The safety profile of ARATs can also influence drug selection. A recent meta-analysis of randomised controlled trials assessing the adverse events associated with ARATs found a higher risk of high blood pressure and headache risk in patients treated with enzalutamide but no significant difference in adverse event rates between apalutamide and abiraterone [23]. However, in our study, a higher prevalence of adverse events was observed in the apalutamide cohort, with fatigue being the most common side effect, followed by skin rash. In a retrospective comparison of abiraterone, enzalutamide, and apalutamide, Suzuki et al. [16] reported a higher prevalence of grade 3 adverse events in the apalutamide cohort, with skin rash being the most frequent. Factors such as a broader and more heterogeneous population, more flexible monitoring and reporting standards, and variations in adherence could explain the differences observed between clinical trials and real-world data. Overall, both treatments were reasonably well-tolerated, with no adverse events leading to death and a low percentage of patients discontinuing treatment due to adverse events.
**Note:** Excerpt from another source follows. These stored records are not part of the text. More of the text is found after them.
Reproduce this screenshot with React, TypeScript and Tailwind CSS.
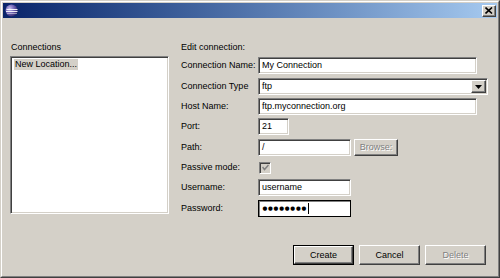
import React from "react";

const raised =
  "border border-t-white border-l-white border-r-[#404040] border-b-[#404040] shadow-[inset_-1px_-1px_0_#808080,inset_1px_1px_0_#d4d0c8]";
const sunken =
  "border border-t-[#808080] border-l-[#808080] border-r-white border-b-white shadow-[inset_1px_1px_0_#404040,inset_-1px_-1px_0_#d4d0c8]";
const disabledText = "text-[#808080] [text-shadow:1px_1px_0_#ffffff]";

function Row({ label, h, children }: { label: string; h: string; children: React.ReactNode }) {
  return (
    <div className={`flex items-start ${h}`}>
      <div className="w-[77px] h-[17px] flex items-center">{label}</div>
      {children}
    </div>
  );
}

function TextBox({ w, value }: { w: string; value: string }) {
  return (
    <div className={`${w} h-[17px] bg-white ${sunken} flex items-center pl-[3px] whitespace-nowrap overflow-hidden`}>
      {value}
    </div>
  );
}

function Btn({ label, def, disabled }: { label: string; def?: boolean; disabled?: boolean }) {
  const inner = (
    <div className={`w-full h-full ${raised} bg-[#d4d0c8] flex items-center justify-center ${disabled ? disabledText : ""}`}>
      {label}
    </div>
  );
  return def ? (
    <div className="w-[61px] h-[20px] border border-black">{inner}</div>
  ) : (
    <div className="w-[61px] h-[20px]">{inner}</div>
  );
}

export default function App() {
  return (
    <div className="w-[500px] h-[278px] bg-[#d4d0c8] border border-t-[#d4d0c8] border-l-[#d4d0c8] border-r-[#404040] border-b-[#404040] font-['Liberation_Sans',Arial,sans-serif] text-[9px] text-black leading-[11px]">
      <div className="w-full h-full border border-t-white border-l-white border-r-[#808080] border-b-[#808080] p-px flex flex-col">
        {/* title bar */}
        <div className="h-[15px] bg-gradient-to-r from-[#0a246a] to-[#a6caf0] flex items-center justify-between px-[1px]">
          <svg width="13" height="13" viewBox="0 0 13 13" className="ml-[1px]">
            <defs>
              <radialGradient id="g" cx="0.35" cy="0.35" r="0.75">
                <stop offset="0" stopColor="#c9c3ef" />
                <stop offset="0.5" stopColor="#6f63b5" />
                <stop offset="1" stopColor="#2b2160" />
              </radialGradient>
            </defs>
            <circle cx="6.5" cy="6.5" r="6" fill="url(#g)" />
            <rect x="1.5" y="5" width="11" height="1" fill="#ffffff" opacity="0.9" />
            <rect x="1" y="7" width="11.5" height="1" fill="#ffffff" opacity="0.9" />
            <rect x="2" y="9" width="10" height="0.8" fill="#ffffff" opacity="0.6" />
          </svg>
          <div className={`w-[14px] h-[12px] bg-[#d4d0c8] ${raised} flex items-center justify-center`}>
            <svg width="8" height="7" viewBox="0 0 8 7">
              <path d="M0.5 0.5 L7 6.5 M7 0.5 L0.5 6.5" stroke="#000" strokeWidth="1.6" />
            </svg>
          </div>
        </div>

        {/* body */}
        <div className="flex-1 flex flex-col">
          <div className="flex pt-[24px] pl-[7px]">
            {/* left */}
            <div className="w-[159px] flex flex-col">
              <div className="pl-[1px] h-[11px] mb-[3px]">Connections</div>
              <div className={`h-[158px] bg-white ${sunken} pt-[2px] pl-[3px]`}>
                <span className="bg-[#d4d0c8] px-[1px] inline-block h-[11px]">New Location...</span>
              </div>
            </div>
            {/* right */}
            <div className="ml-[12px] flex flex-col">
              <div className="h-[11px] mb-[4px]">Edit connection:</div>
              <Row label="Connection Name:" h="h-[21px]">
                <TextBox w="w-[219px]" value="My Connection" />
              </Row>
              <Row label="Connection Type" h="h-[20px]">
                <div className={`w-[230px] h-[17px] bg-white ${sunken} flex items-center justify-between pl-[3px] pr-[1px]`}>
                  <span>ftp</span>
                  <div className={`w-[15px] h-[13px] bg-[#d4d0c8] ${raised} flex items-center justify-center`}>
                    <svg width="7" height="4" viewBox="0 0 7 4">
                      <path d="M0 0 H7 L3.5 4 Z" fill="#000" />
                    </svg>
                  </div>
                </div>
              </Row>
              <Row label="Host Name:" h="h-[20px]">
                <TextBox w="w-[219px]" value="ftp.myconnection.org" />
              </Row>
              <Row label="Port:" h="h-[21px]">
                <TextBox w="w-[31px]" value="21" />
              </Row>
              <Row label="Path:" h="h-[20px]">
                <TextBox w="w-[93px]" value="/" />
                <div className={`ml-[3px] w-[44px] h-[17px] bg-[#d4d0c8] ${raised} flex items-center justify-center ${disabledText}`}>
                  Browse:
                </div>
              </Row>
              <Row label="Passive mode:" h="h-[20px]">
                <div className="h-[17px] flex items-center pl-[1px]">
                  <div className={`w-[12px] h-[12px] bg-[#d4d0c8] ${sunken} flex items-center justify-center`}>
                    <svg width="7" height="7" viewBox="0 0 7 7">
                      <path d="M0.5 3 L2.5 5.5 L6.5 1" stroke="#808080" strokeWidth="1.5" fill="none" />
                    </svg>
                  </div>
                </div>
              </Row>
              <Row label="Username:" h="h-[21px]">
                <TextBox w="w-[93px]" value="username" />
              </Row>
              <Row label="Password:" h="h-[17px]">
                <div className="w-[93px] h-[17px] bg-white border border-black shadow-[inset_1px_1px_0_#808080] flex items-center pl-[3px]">
                  {Array.from({ length: 8 }).map((_, i) => (
                    <span key={i} className="inline-block w-[5.6px] text-center font-['DejaVu_Sans',sans-serif] text-[5.5px] leading-[7px]">
                      ●
                    </span>
                  ))}
                  <span className="inline-block w-px h-[11px] bg-black ml-[1px]" />
                </div>
              </Row>
            </div>
          </div>
          <div className="mt-auto flex justify-end gap-[5px] pr-[11px] pb-[10px]">
            <Btn label="Create" def />
            <Btn label="Cancel" />
            <Btn label="Delete" disabled />
          </div>
        </div>
      </div>
    </div>
  );
}
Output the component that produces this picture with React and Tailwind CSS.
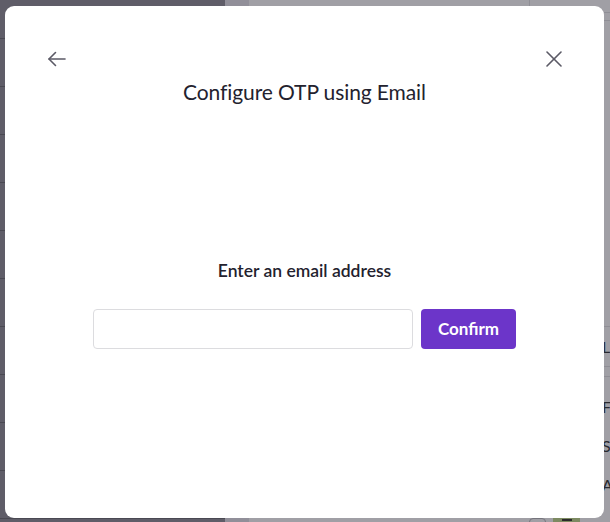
import React from "react";

function ArrowLeft() {
  return (
    <svg width="20" height="20" viewBox="0 0 20 20" fill="none" stroke="#5b5a66" strokeWidth="1.6" strokeLinecap="round" strokeLinejoin="round">
      <path d="M18 10H2" />
      <path d="M8.5 3.5L2 10l6.5 6.5" />
    </svg>
  );
}

function CloseIcon() {
  return (
    <svg width="16" height="16" viewBox="0 0 16 16" fill="none" stroke="#5b5a66" strokeWidth="1.6" strokeLinecap="round">
      <path d="M1 1l14 14" />
      <path d="M15 1L1 15" />
    </svg>
  );
}

export default function App() {
  const rows = Array.from({ length: 11 });
  return (
    <div className="relative w-[610px] h-[522px] overflow-hidden" style={{ fontFamily: "Lato, 'Noto Sans', sans-serif" }}>
      {/* dimmed page behind */}
      <div className="flex h-full w-full">
        <div className="w-[225px] h-full bg-[#5f5d68] flex flex-col pt-[38px]">
          {rows.map((_, i) => (
            <div key={i} className="h-[48px] shrink-0 border-t border-[#4a4952]" />
          ))}
        </div>
        <div className="w-[24px] h-full bg-[#918f99]" />
        <div className="flex-1 h-full bg-[#a09fa5] flex flex-col">
          <div className="h-[6px] flex">
            <div className="w-[281px] border-r border-[#8f8e95]" />
          </div>
          <div className="flex-1 flex justify-end">
            <div className="w-[6px] flex flex-col text-[16px] text-[#2a2a30] leading-none">
              <div className="h-[7px] border-b border-[#8f8e95]" />
              <div className="h-[8px] border-b border-[#8f8e95]" />
              <div className="h-[306px] border-b border-[#8f8e95]" />
              <div className="h-[40px] border-b border-[#8f8e95] flex items-center overflow-hidden"><span className="-ml-[2px]">L</span></div>
              <div className="h-[10px] border-b border-[#8f8e95]" />
              <div className="h-[40px] mt-[10px] flex items-center overflow-hidden"><span className="-ml-[2px]">F</span></div>
              <div className="h-[38px] flex items-center overflow-hidden"><span className="-ml-[2px]">S</span></div>
              <div className="h-[40px] flex items-center overflow-hidden"><span className="-ml-[2px]">A</span></div>
            </div>
          </div>
        </div>
      </div>
      {/* bottom bits */}
      <div className="absolute left-[529px] top-[518px] w-[17px] h-[10px] rounded-[4px] border border-[#76757d]" />
      <div className="absolute left-[553px] top-[518px] w-[27px] h-[4px] bg-[#7d8a62] flex justify-center">
        <div className="w-[10px] h-[2px] mt-[1px] bg-[#2b2b2b]" />
      </div>

      {/* modal */}
      <div className="absolute left-[5px] top-[6px] w-[599px] h-[512px] bg-white rounded-[9px] flex flex-col">
        <div className="flex items-start justify-between pt-[42px] px-[38px]">
          <button className="w-[30px] h-[20px] flex items-center justify-center -ml-[1px] mt-[1px]">
            <ArrowLeft />
          </button>
          <button className="w-[20px] h-[20px] flex items-center justify-center mr-[2px] mt-[1px]">
            <CloseIcon />
          </button>
        </div>
        <h2 className="text-center text-[21px] leading-[28px] text-[#23222e] mt-[9px] tracking-[-0.1px]">
          Configure OTP using Email
        </h2>
        <div className="flex flex-col items-center mt-[155px]">
          <p className="text-[17.5px] leading-[20px] font-semibold text-[#23222e]">Enter an email address</p>
          <div className="flex gap-[8px] mt-[28px]">
            <input className="w-[320px] h-[40px] rounded-[4px] border border-[#dcdcdf] outline-none px-3" />
            <button className="w-[95px] h-[40px] rounded-[4px] bg-[#6c35c9] text-white font-bold text-[17px]">
              Confirm
            </button>
          </div>
        </div>
      </div>
    </div>
  );
}
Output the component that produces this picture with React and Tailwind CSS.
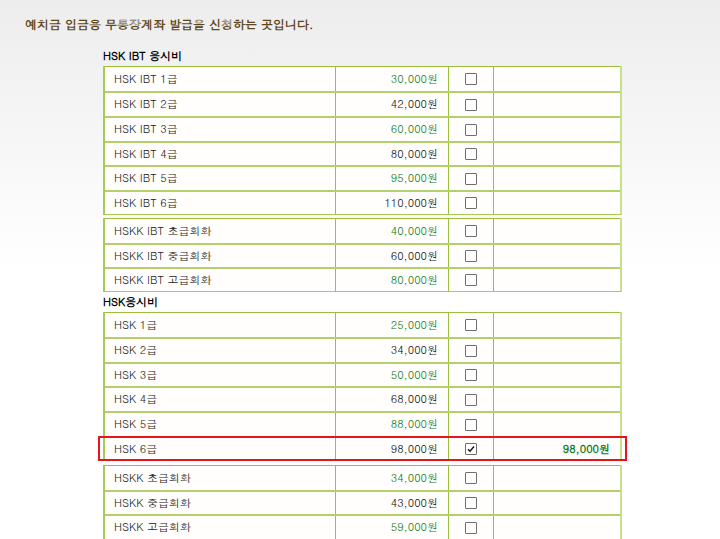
import React from "react";

const font = { fontFamily: '"Dotum", "Liberation Sans", "Noto Sans CJK KR", sans-serif' };

function Check({ checked }) {
  return (
    <span className="inline-flex h-[12px] w-[12px] items-center justify-center rounded-[1px] border border-[#6e6e6e] bg-white">
      {checked && (
        <svg width="8" height="8" viewBox="0 0 8 8">
          <path d="M1 4.2 L3 6.2 L7 1.5" fill="none" stroke="#111" strokeWidth="1.4" />
        </svg>
      )}
    </span>
  );
}

function Row({ label, price, green, checked, total, first, h }) {
  return (
    <div
      className={"flex " + (first ? "border-t border-[#9cbf3c]" : "border-t-2 border-t-[#b3d06a]")}
      style={{ height: h }}
    >
      <div className="flex w-[231px] items-center border-r border-[#9cbf3c] pl-[9px] text-[11px] text-[#222]">
        {label}
      </div>
      <div
        className={
          "flex w-[113px] items-center justify-end border-r border-[#9cbf3c] pr-[10px] text-[11px] " +
          (green ? "text-[#0e7a20]" : "text-[#111]")
        }
      >
        {price}
      </div>
      <div className="flex w-[45px] items-center justify-center border-r border-[#9cbf3c]">
        <Check checked={checked} />
      </div>
      <div className="flex flex-1 items-center justify-end pr-[10px] text-[11px] font-bold text-[#0e7a20]">
        {total}
      </div>
    </div>
  );
}

function Table({ rows, heights, highlight }) {
  return (
    <div className="relative w-[519px] border-l-2 border-r-2 border-b border-l-[#a9c955] border-r-[#c8e08e] border-b-[#a9c955] bg-[#fffefc]">
      {rows.map((r, i) => (
        <Row key={i} {...r} first={i === 0} h={heights[i]} />
      ))}
      {highlight && (
        <div className="pointer-events-none absolute bottom-[-1px] left-[-7px] right-[-7px] h-[25px] border-2 border-[#e8141b]" />
      )}
    </div>
  );
}

export default function App() {
  const t1 = [
    { label: "HSK IBT 1급", price: "30,000원", green: true },
    { label: "HSK IBT 2급", price: "42,000원" },
    { label: "HSK IBT 3급", price: "60,000원", green: true },
    { label: "HSK IBT 4급", price: "80,000원" },
    { label: "HSK IBT 5급", price: "95,000원", green: true },
    { label: "HSK IBT 6급", price: "110,000원" },
  ];
  const t2 = [
    { label: "HSKK IBT 초급회화", price: "40,000원", green: true },
    { label: "HSKK IBT 중급회화", price: "60,000원" },
    { label: "HSKK IBT 고급회화", price: "80,000원", green: true },
  ];
  const t3 = [
    { label: "HSK 1급", price: "25,000원", green: true },
    { label: "HSK 2급", price: "34,000원" },
    { label: "HSK 3급", price: "50,000원", green: true },
    { label: "HSK 4급", price: "68,000원" },
    { label: "HSK 5급", price: "88,000원", green: true },
    { label: "HSK 6급", price: "98,000원", checked: true, total: "98,000원" },
  ];
  const t4 = [
    { label: "HSKK 초급회화", price: "34,000원", green: true },
    { label: "HSKK 중급회화", price: "43,000원" },
    { label: "HSKK 고급회화", price: "59,000원", green: true },
  ];
  return (
    <div
      className="h-[539px] w-[720px] overflow-hidden bg-gradient-to-b from-[#ededed] via-white to-white"
      style={font}
    >
      <div className="h-[46px] pl-[25px] pt-[15px] text-[12px] font-bold text-[#614818]">
        예치금 입금용 무통장계좌 발급을 신청하는 곳입니다.
      </div>
      <div className="ml-[103px] flex flex-col">
        <div className="flex h-[20px] items-center text-[11px] font-bold text-black">HSK IBT 응시비</div>
        <Table rows={t1} heights={[25, 25, 25, 24, 25, 24]} />
        <div className="h-[3px]" />
        <Table rows={t2} heights={[25, 24, 24]} />
        <div className="flex h-[20px] items-center text-[11px] font-bold text-black">HSK응시비</div>
        <Table rows={t3} heights={[25, 25, 24, 25, 25, 24]} highlight />
        <div className="h-[4px]" />
        <Table rows={t4} heights={[25, 24, 25]} />
      </div>
    </div>
  );
}
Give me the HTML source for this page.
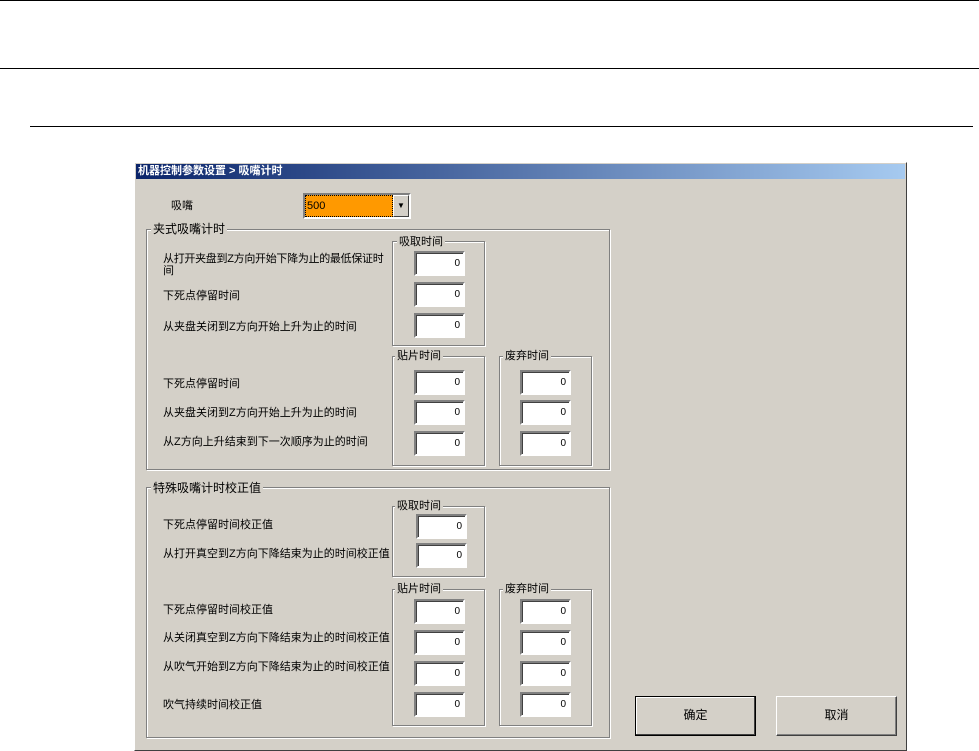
<!DOCTYPE html><html><head><meta charset="utf-8"><style>
body{margin:0;width:979px;height:751px;background:#fff;position:relative;overflow:hidden;font-family:"Liberation Sans","Noto Sans CJK SC",sans-serif;font-size:11px;color:#000}
div{position:absolute;box-sizing:border-box}
.hl{height:1px;background:#000}
.win{left:134px;top:162px;width:773px;height:589px;background:#d4d0c8;border:1px solid #fff;border-right-color:#404040;border-bottom-color:#404040}
.tb{left:136px;top:164px;width:769px;height:15px;background:linear-gradient(90deg,#0a246a,#a6caf0);color:#fff;font-weight:bold;font-size:11px;line-height:15px;padding-left:2px}
.g{border:1px solid #808080;box-shadow:1px 1px 0 #fff inset,1px 1px 0 #fff}
.gl{background:#d4d0c8;padding:0 2px;line-height:12px;white-space:nowrap}
.in{width:51px;height:25px;background:#fff;border:2px solid;border-color:#808080 #fff #fff #808080;box-shadow:1px 1px 0 #404040 inset;text-align:right;padding-right:3px;line-height:21px;font-size:10px}
.t{white-space:nowrap;line-height:12px}
.btn{width:121px;height:40px;background:#d4d0c8;border:1px solid;border-color:#fff #404040 #404040 #fff;box-shadow:-1px -1px 0 #808080 inset;text-align:center;line-height:37px;font-size:12px}
</style></head><body>
<div class="hl" style="left:0;top:0;width:979px"></div>
<div class="hl" style="left:0;top:68px;width:979px"></div>
<div class="hl" style="left:30px;top:126px;width:943px"></div>
<div class="win"></div>
<div class="tb">机器控制参数设置 &gt; 吸嘴计时</div>
<div class="t" style="left:171px;top:200px">吸嘴</div>
<div style="left:303px;top:193px;width:108px;height:26px;border:2px solid;border-color:#808080 #fff #fff #808080;background:#fff"></div>
<div style="left:305px;top:195px;width:88px;height:22px;background:#ff9900;border:1px dotted #000;line-height:20px;padding-left:1px">500</div>
<div style="left:393px;top:195px;width:16px;height:22px;background:#d4d0c8;border:1px solid;border-color:#fff #404040 #404040 #fff;text-align:center;font-size:8px;line-height:20px">▼</div>

<div class="g" style="left:146px;top:229px;width:464px;height:241px"></div>
<div class="gl" style="left:151px;top:223px;font-size:12px">夹式吸嘴计时</div>
<div class="t" style="left:163px;top:253px;font-size:11px;letter-spacing:-0.3px">从打开夹盘到Z方向开始下降为止的最低保证时<br>间</div>
<div class="t" style="left:163px;top:290px">下死点停留时间</div>
<div class="t" style="left:163px;top:321px">从夹盘关闭到Z方向开始上升为止的时间</div>
<div class="g" style="left:392px;top:241px;width:93px;height:105px"></div>
<div class="gl" style="left:397px;top:236px">吸取时间</div>
<div class="in" style="left:414px;top:251px">0</div>
<div class="in" style="left:414px;top:282px">0</div>
<div class="in" style="left:414px;top:313px">0</div>
<div class="g" style="left:392px;top:356px;width:93px;height:110px"></div>
<div class="gl" style="left:395px;top:350px">贴片时间</div>
<div class="g" style="left:499px;top:356px;width:93px;height:110px"></div>
<div class="gl" style="left:503px;top:350px">废弃时间</div>
<div class="in" style="left:414px;top:370px">0</div><div class="in" style="left:414px;top:400px">0</div><div class="in" style="left:414px;top:431px">0</div>
<div class="in" style="left:520px;top:370px">0</div><div class="in" style="left:520px;top:400px">0</div><div class="in" style="left:520px;top:431px">0</div>
<div class="t" style="left:163px;top:378px">下死点停留时间</div>
<div class="t" style="left:163px;top:407px">从夹盘关闭到Z方向开始上升为止的时间</div>
<div class="t" style="left:163px;top:436px">从Z方向上升结束到下一次顺序为止的时间</div>

<div class="g" style="left:146px;top:487px;width:464px;height:251px"></div>
<div class="gl" style="left:151px;top:482px;font-size:12px">特殊吸嘴计时校正值</div>
<div class="g" style="left:392px;top:506px;width:93px;height:71px"></div>
<div class="gl" style="left:395px;top:500px">吸取时间</div>
<div class="in" style="left:416px;top:514px">0</div><div class="in" style="left:416px;top:543px">0</div>
<div class="t" style="left:163px;top:519px">下死点停留时间校正值</div>
<div class="t" style="left:163px;top:548px">从打开真空到Z方向下降结束为止的时间校正值</div>
<div class="g" style="left:392px;top:589px;width:93px;height:137px"></div>
<div class="gl" style="left:395px;top:583px">贴片时间</div>
<div class="g" style="left:499px;top:589px;width:93px;height:137px"></div>
<div class="gl" style="left:503px;top:583px">废弃时间</div>
<div class="in" style="left:414px;top:599px">0</div><div class="in" style="left:414px;top:630px">0</div><div class="in" style="left:414px;top:661px">0</div><div class="in" style="left:414px;top:692px">0</div>
<div class="in" style="left:520px;top:599px">0</div><div class="in" style="left:520px;top:630px">0</div><div class="in" style="left:520px;top:661px">0</div><div class="in" style="left:520px;top:692px">0</div>
<div class="t" style="left:163px;top:604px">下死点停留时间校正值</div>
<div class="t" style="left:163px;top:632px">从关闭真空到Z方向下降结束为止的时间校正值</div>
<div class="t" style="left:163px;top:661px">从吹气开始到Z方向下降结束为止的时间校正值</div>
<div class="t" style="left:163px;top:699px">吹气持续时间校正值</div>

<div class="btn" style="left:635px;top:696px;border:1px solid #000;box-shadow:-1px -1px 0 #404040 inset,1px 1px 0 #fff inset">确定</div>
<div class="btn" style="left:776px;top:696px">取消</div>
</body></html>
The findings of our study should be interpreted within the limitations of data and study design. Firstly, its single-centre and retrospective design restricts generalizability and may also introduce biases in data collection and reporting. Additionally, the retrospective nature limited our ability to prospectively power the study for several key endpoints (PSA kinetics, overall survival), potentially resulting in analyses underpowered to detect small but clinically meaningful effects. Secondly, considering the regression models for IPTW, it is important to highlight that unobserved baseline characteristics and confounders may remain unaccounted for, potentially leading to hidden imbalances in the index-treatment cohorts, even after applying IPTW. Moreover, baseline PSA was not fully balanced, which could result in an overestimation of the present findings. Thirdly, no data on dosage or dose reductions were available for inclusion in our analysis, which may have influenced the results. Despite these constraints, to our knowledge, this is the first study to provide an in-depth comparison of PSA dynamics between abiraterone and apalutamide treatments, addressing limitations in prior studies that either had very small patient cohorts, examined few variables, or did not adjust for baseline differences between groups, providing useful information for optimizing treatment strategies in mHSPC.